Using integration by parts hasn’t reduced this to an integral that we can now solve but it has reduced the polynomial term from $x^2$ to $x$.

While we can’t solve this directly, it has got us one step closer.
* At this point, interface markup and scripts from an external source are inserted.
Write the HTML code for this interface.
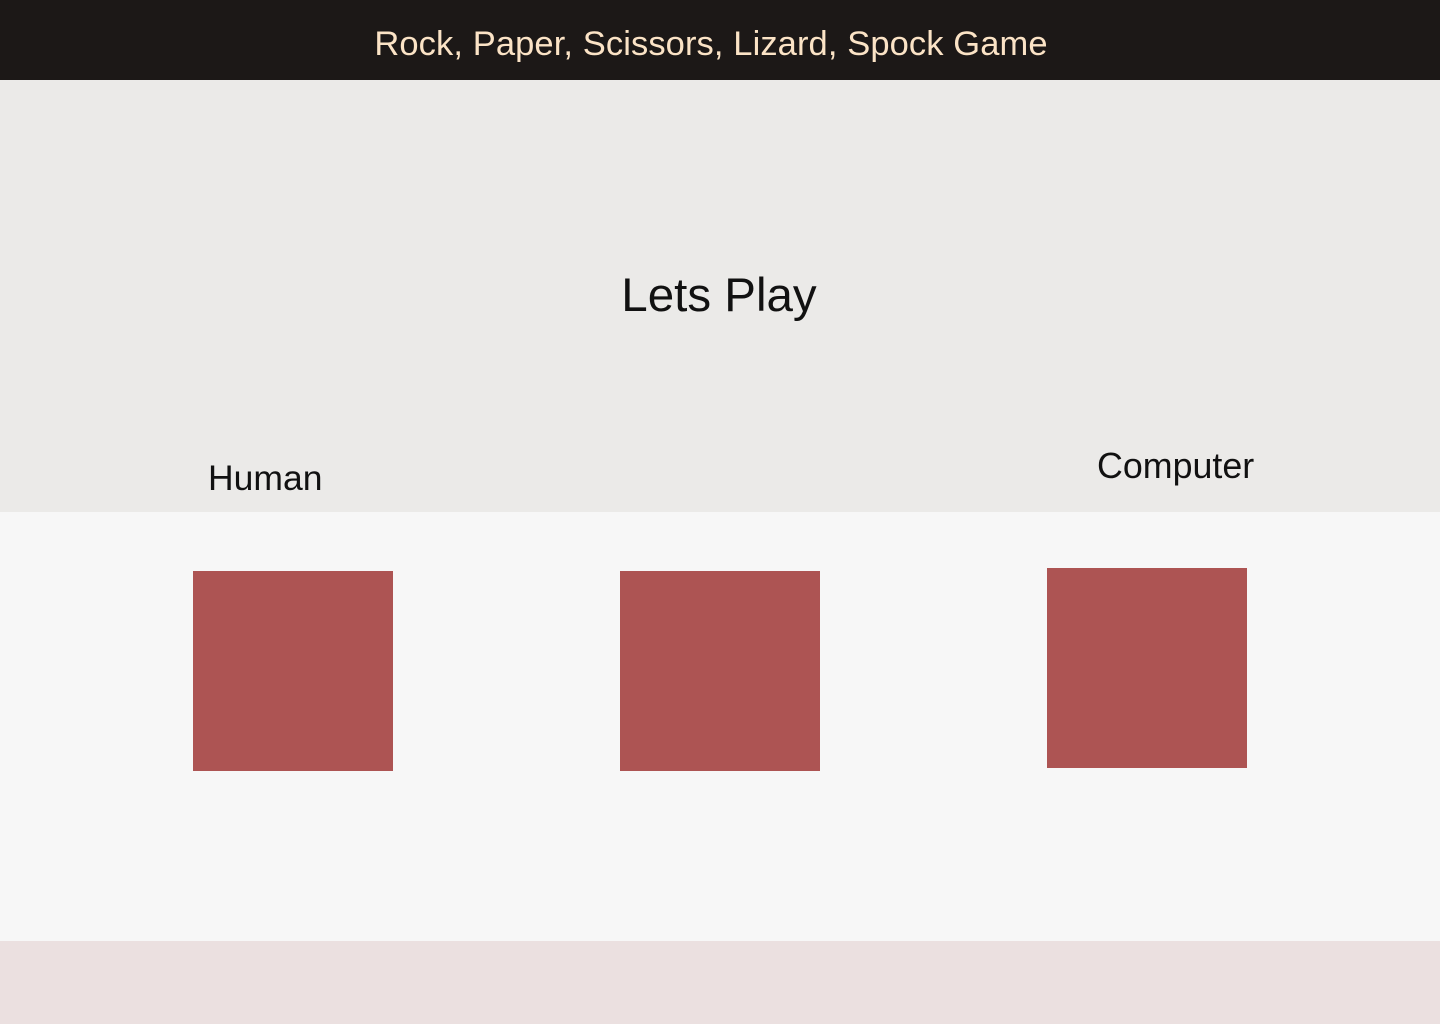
<!DOCTYPE html>
<html><head><meta charset="utf-8"><style>
html,body{margin:0;padding:0;width:1440px;height:1024px;overflow:hidden;font-family:"Liberation Sans",sans-serif;}
.hdr{position:absolute;left:0;top:0;width:1440px;height:80px;background:#1c1817;}
.hdr span{position:absolute;left:-9px;width:1440px;top:2px;color:#fbe3c6;font-size:34.5px;text-align:center;line-height:84px;letter-spacing:0.1px;}
.top{position:absolute;left:0;top:80px;width:1440px;height:432px;background:#ebeae8;}
.mid{position:absolute;left:0;top:512px;width:1440px;height:429px;background:#f7f7f7;}
.bot{position:absolute;left:0;top:941px;width:1440px;height:83px;background:#ebe0e0;}
.t{position:absolute;color:#111;white-space:nowrap;}
.sq{position:absolute;width:200px;height:200px;background:#ad5453;}
</style></head><body>
<div class="hdr"><span>Rock, Paper, Scissors, Lizard, Spock Game</span></div>
<div class="top"></div><div class="mid"></div><div class="bot"></div>
<div class="t" style="left:-1px;width:1440px;text-align:center;top:268px;font-size:47.5px;">Lets Play</div>
<div class="t" style="left:208px;top:458px;font-size:35.5px;">Human</div>
<div class="t" style="left:1097px;top:446px;font-size:35.8px;">Computer</div>
<div class="sq" style="left:193px;top:571px"></div>
<div class="sq" style="left:620px;top:571px"></div>
<div class="sq" style="left:1047px;top:568px"></div>
</body></html>
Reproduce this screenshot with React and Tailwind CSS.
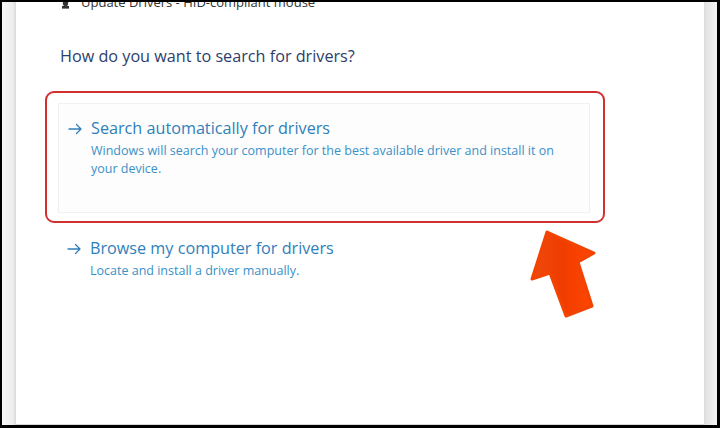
const font = { fontFamily: '"Open Sans", "Noto Sans", sans-serif' };

const Arrow = () => (
  <svg width="23" height="14" viewBox="0 0 23 14" className="mt-[6px] shrink-0">
    <path d="M1 7h12M8.5 2.5L13 7l-4.5 4.5" fill="none" stroke="#2f7fba" strokeWidth="1.3" strokeLinecap="round" strokeLinejoin="round" />
  </svg>
);

const Option = ({ title, desc }) => (
  <div className="flex items-start">
    <Arrow />
    <div>
      <div className="text-[16.2px] leading-[24px] text-[#2f7fba]">{title}</div>
      <div className="mt-[2px] text-[12.5px] leading-[18px] text-[#3a90c8] max-w-[478px]">{desc}</div>
    </div>
  </div>
);

const App = () => {
  return (
    <div className="w-[720px] h-[428px] border-t-2 border-l-2 border-b-[3px] border-r-[3px] border-black bg-white overflow-hidden" style={font}>
      <div className="flex h-full">
        {/* left window shadow */}
        <div className="w-[14px] shrink-0 bg-gradient-to-r from-[#f7f7f7] to-[#ececec] border-r-2 border-[#dedede]"></div>

        {/* dialog body */}
        <div className="relative flex-1 bg-white border-b border-[#d8d8d8]">
          <div className="-mt-[9px] ml-[46px] flex items-center gap-[12px] text-[13px] text-[#333]">
            <svg width="7" height="13" viewBox="0 0 8 14">
              <rect x="1" y="0" width="6" height="11" rx="3" fill="#333" />
              <rect x="0" y="11" width="8" height="3" fill="#333" />
            </svg>
            <span>Update Drivers - HID-compliant mouse</span>
          </div>

          <h1 className="mt-[31px] ml-[44px] text-[16.2px] leading-[24px] text-[#2c3e6b]">
            How do you want to search for drivers?
          </h1>

          <div className="mt-[23px] ml-[29px] w-[560px] h-[132px] rounded-[9px] border-2 border-[#d32f2f] pt-[10px] pl-[11px] pr-[13px] pb-[8px]">
            <div className="h-full border border-[#edf1f4] bg-[#fdfdfd] pt-[12px] pl-[9px]">
              <Option
                title="Search automatically for drivers"
                desc="Windows will search your computer for the best available driver and install it on your device."
              />
            </div>
          </div>

          <div className="mt-[13px] ml-[51px]">
            <Option title="Browse my computer for drivers" desc="Locate and install a driver manually." />
          </div>

          {/* annotation arrow */}
          <svg className="absolute left-[494px] top-[223px]" width="100" height="100" viewBox="510 225 100 100">
            <defs>
              <linearGradient id="ag" x1="0" y1="0" x2="1" y2="0">
                <stop offset="0" stopColor="#ef4a0c" />
                <stop offset="0.5" stopColor="#f03c00" />
                <stop offset="1" stopColor="#ff4800" />
              </linearGradient>
            </defs>
            <polygon
              points="547,232 594,253 578,262 592,306 566,316 550,273 532,279"
              fill="url(#ag)"
              stroke="#f24400"
              strokeWidth="3"
              strokeLinejoin="round"
            />
          </svg>
        </div>

        {/* right window shadow */}
        <div className="w-[13px] shrink-0 bg-gradient-to-r from-[#e2e2e2] to-[#f4f4f4] border-l border-[#dcdcdc]"></div>
      </div>
    </div>
  );
};

export default App;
It is now similar to the second integral and we can use integration by parts for a second time where $u = x$ and $v'= \cos2x$, and $u'=1$ and $v = \frac{1}{2}\sin2x$.

\begin{align*} \left[-\frac{1}{2}x^2\cos2x\right]_{\frac{\pi}{2}}^{\frac{5}{4}\pi} + \int_{\frac{\pi}{2}}^{\frac{5}{4}\pi} x\cos2x \, dx &= \left[-\frac{1}{2}x^2\cos2x + \frac{1}{2}x\sin2x\right]_{\frac{\pi}{2}}^{\frac{5}{4}\pi} - \int_{\frac{\pi}{2}}^{\frac{5}{4}\pi} \frac{1}{2}\sin2x \, dx \\ &= \left[-\frac{1}{2}x^2\cos2x + \frac{1}{2}x\sin2x\ + \frac{1}{4}\cos2x\right]_{\frac{\pi}{2}}^{\frac{5}{4}\pi} \end{align*}

Before we substitute in the limits it is worth noticing that all our trigonometric functions have an argument of $2x$. When substituting $x =\frac{5\pi}{4}$ or $x = \frac{\pi}{2}$ into the trigonometric functions we will get the following values.

$\cos(\frac{5\pi}{2}) = 0$

$\sin(\frac{5\pi}{2}) = 1$

$\sin\pi = 0$

$\cos\pi = -1$

Therefore when we evaluate the expression we get

$\left(0+\frac{1}{2}\times\dfrac{5\pi}{4}\times1 + 0\right) - \left(-\dfrac{1}{2}\times(\dfrac{\pi}{2})^2\times-1 + 0 + \dfrac{1}{4}\times1\right) = \dfrac{5\pi}{8} - \dfrac{\pi^2}{8} + \dfrac{1}{4}.$

We can use the answer given in the question to check our values for $a, b$ and $c$ and to find the value for $d$.

\begin{align*} \dfrac{\pi d - \pi^2 + c}{a} &= \dfrac{5\pi}{8} - \dfrac{\pi^2}{8} + \dfrac{1}{4} \\ &= \dfrac{5\pi - \pi^2 +2}{8} \end{align*}

We can be confident that $d = 5$ since our values for $a$ and $c$ match what we have already found.